In reaching for adulthood, James seeks a temporary respite from his anxiety, a valve through which to direct his guilt and grief. In the field, however, guilt and grief need not exist at all. James is relieved of his burden, because he is relieved of his identity altogether in this uninhabited terrain that has no need or even pretext for such identity markers. If a boy runs through a field, but no one is there to see him, does he exist?

In the final moments of the film, Ramsay offers two endings. James’ friend Kenny (John Miller) announces to James that he witnessed the scene in the canal with Ryan and declares James a killer. Overcome by guilt, James jumps into the canal. We see him submerge and his body sink further beneath the water. A moment later, the film cuts to a shot of the field. James’ family slowly emerges into frame, carrying furniture as they move into the house James had explored earlier. At the very back of the pack walks James, who stares back at the audience and smiles, suddenly aware of the camera in a The 400 Blows-style ending. But as the credits begin to roll, we again see James submerged in the canal. 

Is James dead? Or have he and his family moved into the house amid the field?
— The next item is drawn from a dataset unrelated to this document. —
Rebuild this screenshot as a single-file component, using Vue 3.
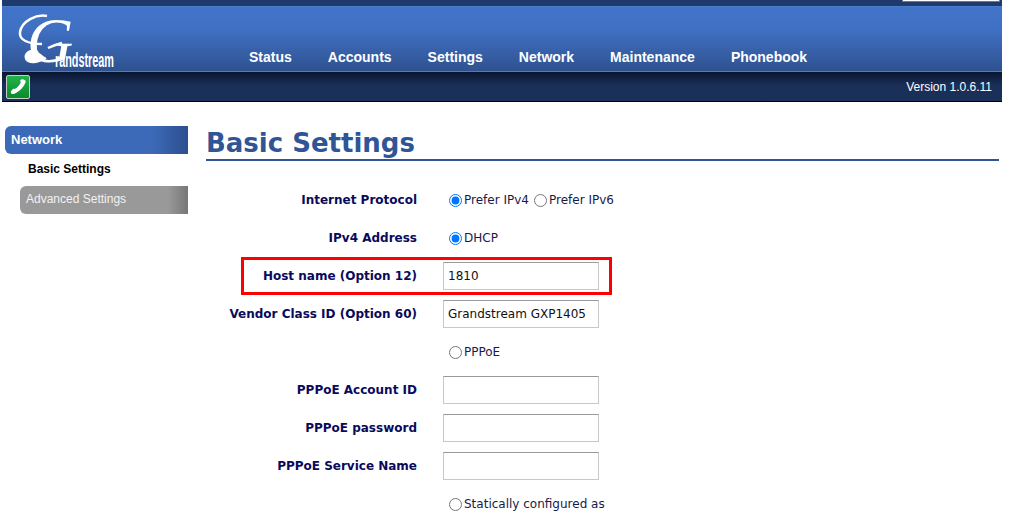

Regardless of the answer, they offer the same release — an escape from anxiety, from guilt and grief, by surrendering oneself to emptiness, to the spaces without meaning. 

Both signal a death of childhood — for the canal, this death is absolute, while the field promises the possibility of building something new. It is Kenny’s admission that enables this death. In speaking aloud James’ responsibility for Ryan’s death, Kenny puts an end to James’ youthful incomprehension. What long festered inside James, once acknowledged, becomes concrete, no longer lingering in the abstract. It leaves James with a purpose to address — to either punish himself or start anew. His look at the camera signals this newfound awareness. He is no longer confined to wander aimlessly and obliviously. At last, he has some control.